Angebliche Wissenslücken
Bei seiner Befragung im Rahmen der Hauptverhandlung hatte der Beschuldigte auf beinahe jede Frage dieselbe Antwort: «Ich weiss nicht mehr.» Hatte sich P. K. kurz nach seiner Verhaftung im Frühjahr 2021 – knapp zwei Jahre nach dem Delikt und ein Jahr, nachdem die Leiche zufällig von Passanten gefunden wurde – noch kooperativ und geständig gezeigt, änderte er im Laufe der Strafuntersuchung sein Aussageverhalten und konnte sich an die betreffenden Vorgänge angeblich nicht mehr erinnern. Dies, gepaart mit dem lockeren Plauderton, mit dem der Angeklagte die Fragen des Gerichts beantwortete, sorgte dafür, dass P. K. im Prozess bei den Zuschauenden einen verstörenden Eindruck hinterliess.

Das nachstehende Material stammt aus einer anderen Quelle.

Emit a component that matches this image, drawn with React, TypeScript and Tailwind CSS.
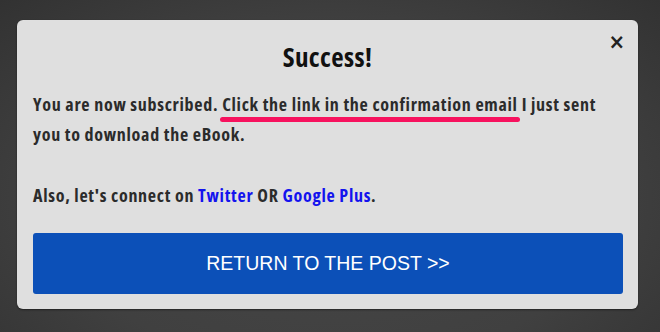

Dass er sich mit seinem «letzten Wort» vor Gericht bei der Familie seines Opfers entschuldigte, vermochte daran nichts mehr zu ändern.

Längere Freiheitsstrafe
In der Hauptverhandlung war man sich relativ schnell einig, dass die von P. K. begangene Tötung als Mord zu taxieren sei, lediglich über das Strafmass und die geeignete Massnahme wurde verhandelt. Die Verteidigung hatte für den Angeklagten zwölf Jahre Haft, eine Massnahme für junge Erwachsene und einen Freispruch vom versuchten Mord gefordert. Die Staatsanwaltschaft hatte einen Schuldspruch wegen Mordes und versuchten Mordes, über sechzehn Jahre Freiheitsentzug und eine «Kleine Verwahrung» für den Täter gefordert. Dabei handelt es sich um eine Massnahme, die genau wie die «Ordent­liche Verwahrung» stationär und potenziell unbefristet ist. Laut Staatsanwaltschaft sei dies die beste Möglichkeit, um dem Gefährdungspotenzial von P. K. zu begegnen, der in Haft bereits wieder einen Mitinsassen mit einem Messer angegriffen hatte. Das Gericht folgte der Argumentation der Staatsanwaltschaft in diesem Punkt und ordnete eine «Kleine Verwahrung» an. Ausserdem verurteilte es den Angeklagten mit neunzehn Jahren und zwei Monaten zu einer längeren Freiheitsstrafe, als selbst die Staatsanwaltschaft gefordert hatte.

Mordversuch im Tessin
Das Bezirksgericht sprach P. K. überdies auch wegen versuchten Mordes schuldig. Man sah es als erwiesen an, dass der Beschuldigte bereits eine Woche vor der Haupttat versucht hatte, D. D. anlässlich einer gemeinsamen Bergwanderung zu töten, indem er ihn einen 270 Meter langen Steilhang hinunterstiess. Nur durch Glück überlebte D. D. diesen ersten Mordversuch, da er an einer Stelle hängen blieb, an der er von der Rega geborgen werden konnte. Obwohl er damals schon seiner Familie berichtete, dass er dass Gefühl hatte, gestossen worden zu sein, relativierte er seine Aussage fast sofort wieder. Schliesslich würde niemand so etwas tun, und schon gar nicht der beste Freund, sagte er damals. Das Urteil ist noch nicht rechtskräftig. Es kann beim Obergericht des Kantons Aargau angefochten werden.